Almost 30 years after the publication of The Handmaid’s Tale, Atwood’s classic novel about a fundamentalist future state which uses women as tools for reproduction, her work has lost none of its ability to unsettle.

Her latest book, Stone Mattress, is a collection of nine disturbing tales that teeter on the outer edges of reality. The title story has already stirred up controversy among more sensitive American male critics.

Concerning a woman who suffers a traumatic assault when she is a teenager and exacts brutal revenge 50 years later, Atwood wrote it while on a trip to the Arctic Circle with her long-term partner, the novelist Graeme Gibson, with whom she has an adult daughter, Eleanor.

'It started out as a means of amusing people on a boat, by proposing how you might murder one of them without getting caught.’ She laughs.

‘They did find that vastly entertaining. Graeme, who has a devious criminal mind, told us how he would do it, and of course you would need a pretty good motive. I promised I would finish it. She’s done off with all her husbands. Let’s say she has eased them along.’

Does the woman who was once accused by a critic of ‘climbing a ladder to success made out of cut-off men’s heads’ subscribe to the story’s eye-for-an-eye moral?
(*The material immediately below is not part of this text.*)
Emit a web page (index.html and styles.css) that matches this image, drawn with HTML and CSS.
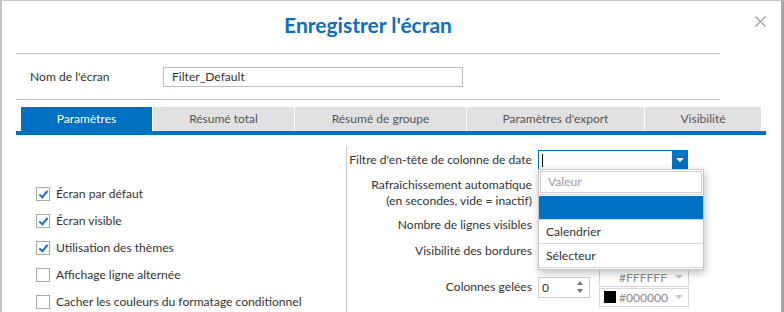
FILE: index.html
```html
<!DOCTYPE html>
<html>
<head>
    <title>Enregistrer l'écran</title>
    <link rel="stylesheet" href="styles.css">
</head>
<body>
    <div class="dialog">
        <div class="header">
            <h1 class="title">Enregistrer l'écran</h1>
            <svg class="close" width="11" height="11" viewBox="0 0 11 11">
                <path d="M0.5 0.5 L10.5 10.5 M10.5 0.5 L0.5 10.5" stroke="#9a9a9a" stroke-width="1.2" fill="none"/>
            </svg>
        </div>

        <div class="name-row">
            <label class="name-label">Nom de l'écran</label>
            <div class="name-input">Filter_Default</div>
        </div>

        <div class="tabs">
            <div class="tab active" style="width: 131px">Paramètres</div>
            <div class="tab" style="width: 141px">Résumé total</div>
            <div class="tab" style="width: 171px">Résumé de groupe</div>
            <div class="tab" style="width: 177px">Paramètres d'export</div>
            <div class="tab" style="width: 116px">Visibilité</div>
        </div>

        <div class="panel">
            <div class="left-col">
                <div class="check-row"><span class="box checked"></span>Écran par défaut</div>
                <div class="check-row"><span class="box checked"></span>Écran visible</div>
                <div class="check-row"><span class="box checked"></span>Utilisation des thèmes</div>
                <div class="check-row"><span class="box"></span>Affichage ligne alternée</div>
                <div class="check-row"><span class="box"></span>Cacher les couleurs du formatage conditionnel</div>
            </div>

            <div class="right-col">
                <div class="field row-date">
                    <div class="field-label">Filtre d'en-tête de colonne de date</div>
                    <div class="combo">
                        <div class="combo-input"><span class="caret"></span></div>
                        <div class="combo-btn"><span class="arrow-white"></span></div>
                        <div class="popup">
                            <div class="popup-search"><div class="search-box">Valeur</div></div>
                            <div class="popup-item selected"></div>
                            <div class="popup-item">Calendrier</div>
                            <div class="popup-item">Sélecteur</div>
                        </div>
                    </div>
                </div>
                <div class="field row-refresh">
                    <div class="field-label">Rafraîchissement automatique<br>(en secondes, vide = inactif)</div>
                    <div class="plain-input"></div>
                </div>
                <div class="field row-small">
                    <div class="field-label">Nombre de lignes visibles</div>
                    <div class="plain-input"></div>
                </div>
                <div class="field row-small">
                    <div class="field-label">Visibilité des bordures</div>
                    <div class="plain-input"></div>
                </div>
                <div class="field row-frozen">
                    <div class="field-label">Colonnes gelées</div>
                    <div class="spinner">
                        <span>0</span>
                        <div class="spin-arrows">
                            <span class="up"></span>
                            <span class="down"></span>
                        </div>
                    </div>
                    <div class="colors">
                        <div class="color-pick">
                            <span class="swatch white"></span><span class="color-text">#FFFFFF</span><span class="arrow-gray"></span>
                        </div>
                        <div class="color-pick">
                            <span class="swatch black"></span><span class="color-text">#000000</span><span class="arrow-gray"></span>
                        </div>
                    </div>
                </div>
            </div>
        </div>
    </div>
</body>
</html>
```

FILE: styles.css
```css
body {
    margin: 0;
    font-family: Lato, "Noto Sans", sans-serif;
    font-size: 12.1px;
    color: #333;
    background: #fff;
}

.dialog {
    width: 784px;
    height: 312px;
    box-sizing: border-box;
    border-top: 1px solid #c4c4c4;
    border-left: 2px solid #c4c4c4;
    border-right: 3px solid #a6a6a6;
    overflow: hidden;
    position: relative;
}

.header {
    margin-left: 14px;
    width: 704px;
    height: 52px;
    border-bottom: 1px solid #c0c0c0;
    display: flex;
    justify-content: center;
    align-items: center;
}

.title {
    margin: 0 0 6px 0;
    font-size: 21px;
    font-weight: bold;
    color: #0a6fc2;
}

.close {
    position: absolute;
    top: 15px;
    right: 15px;
}

.name-row {
    margin-left: 14px;
    width: 704px;
    height: 45px;
    border-bottom: 1px solid #c0c0c0;
    display: flex;
    align-items: center;
}

.name-label {
    width: 133px;
    padding-left: 14px;
}

.name-input {
    width: 290px;
    height: 18px;
    border: 1px solid #bdbdbd;
    padding-left: 8px;
    line-height: 18px;
}

.tabs {
    margin: 7px 0 0 14px;
    width: 745px;
    padding-left: 5px;
    display: flex;
    gap: 1px;
    border-bottom: 4px solid #0070c0;
}

.tab {
    height: 24px;
    line-height: 24px;
    text-align: center;
    background: #e1e1e1;
    color: #555;
    font-size: 12px;
}

.tab.active {
    background: #0070c0;
    color: #fff;
}

.panel {
    display: flex;
    height: 200px;
}

.left-col {
    width: 330px;
    margin-left: 14px;
    padding-top: 45px;
}

.check-row {
    height: 27px;
    display: flex;
    align-items: center;
    padding-left: 20px;
    white-space: nowrap;
}

.box {
    width: 12px;
    height: 12px;
    border: 1px solid #ababab;
    margin-right: 6px;
    position: relative;
}

.box.checked::after {
    content: "";
    position: absolute;
    left: 4px;
    top: 1px;
    width: 3px;
    height: 7px;
    border-right: 2px solid #1a6fc2;
    border-bottom: 2px solid #1a6fc2;
    transform: rotate(40deg);
}

.right-col {
    margin-top: 11px;
    border-left: 1px solid #c8c8c8;
    padding-top: 4px;
    width: 420px;
}

.field {
    display: flex;
    align-items: center;
}

.field-label {
    width: 185px;
    text-align: right;
    margin-right: 6px;
    line-height: 16px;
    white-space: nowrap;
}

.row-date {
    height: 20px;
}

.row-refresh {
    height: 32px;
    margin-top: 7px;
}

.row-small {
    height: 20px;
    margin-top: 6px;
}

.row-frozen {
    height: 40px;
    margin-top: 6px;
}

.combo {
    position: relative;
    display: flex;
    width: 150px;
    height: 20px;
}

.combo-input {
    flex: 1;
    border: 1px solid #0070c0;
    border-right: none;
    background: #fff;
    position: relative;
}

.caret {
    position: absolute;
    left: 3px;
    top: 3px;
    width: 1px;
    height: 13px;
    background: #000;
}

.combo-btn {
    width: 16px;
    background: #0070c0;
    display: flex;
    align-items: center;
    justify-content: center;
}

.arrow-white {
    border-left: 4px solid transparent;
    border-right: 4px solid transparent;
    border-top: 4px solid #fff;
}

.popup {
    position: absolute;
    top: 19px;
    left: 0;
    width: 164px;
    background: #fff;
    border: 1px solid #c6c6c6;
    box-shadow: 1px 3px 8px rgba(0, 0, 0, 0.25);
    z-index: 2;
    padding-bottom: 1px;
}

.popup-search {
    padding: 1px;
    border-bottom: 1px solid #d8d8d8;
}

.search-box {
    height: 20px;
    line-height: 20px;
    border: 1px solid #d0d0d0;
    padding-left: 7px;
    color: #9a9a9a;
}

.popup-item {
    height: 23px;
    line-height: 23px;
    padding-left: 7px;
    border-bottom: 1px solid #d8d8d8;
}

.popup-item.selected {
    background: #0070c0;
    margin-top: 1px;
}

.plain-input {
    width: 148px;
    height: 18px;
    border: 1px solid #cfcfcf;
}

.spinner {
    width: 47px;
    height: 19px;
    border: 1px solid #cfcfcf;
    display: flex;
    align-items: center;
    justify-content: space-between;
    padding-left: 3px;
}

.spin-arrows {
    display: flex;
    flex-direction: column;
    gap: 4px;
    margin-right: 6px;
}

.spin-arrows .up {
    border-left: 3px solid transparent;
    border-right: 3px solid transparent;
    border-bottom: 4px solid #777;
}

.spin-arrows .down {
    border-left: 3px solid transparent;
    border-right: 3px solid transparent;
    border-top: 4px solid #777;
}

.colors {
    margin-left: 9px;
    display: flex;
    flex-direction: column;
    gap: 1px;
}

.color-pick {
    width: 84px;
    height: 17px;
    border: 1px solid #d6d6d6;
    display: flex;
    align-items: center;
    padding-left: 4px;
}

.swatch {
    width: 12px;
    height: 12px;
    margin-right: 3px;
}

.swatch.white {
    background: #fff;
}

.swatch.black {
    background: #000;
}

.color-text {
    flex: 1;
    color: #8a8a8a;
}

.arrow-gray {
    border-left: 4px solid transparent;
    border-right: 4px solid transparent;
    border-top: 4px solid #c8c8c8;
    margin-right: 5px;
}
```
‘The character is a man-hater for sure, but that doesn’t mean that I am,’ she says.

‘No, no, no. Otherwise Agatha Christie would have to have been a serial killer. I’m not endorsing any of this behaviour, but we do empathise with her. You always do in revenge stories.’

The Handmaid's Tale remains her most 'notorious' yet popular work. It has sold over ten million copies worldwide and in 1990 was adapted into a film starring Natasha Richardson

The Handmaid's Tale remains her most 'notorious' yet popular work. It has sold over ten million copies worldwide and in 1990 was adapted into a film starring Natasha Richardson

Meanwhile, The Handmaid’s Tale remains her most ‘notorious’ yet popular work.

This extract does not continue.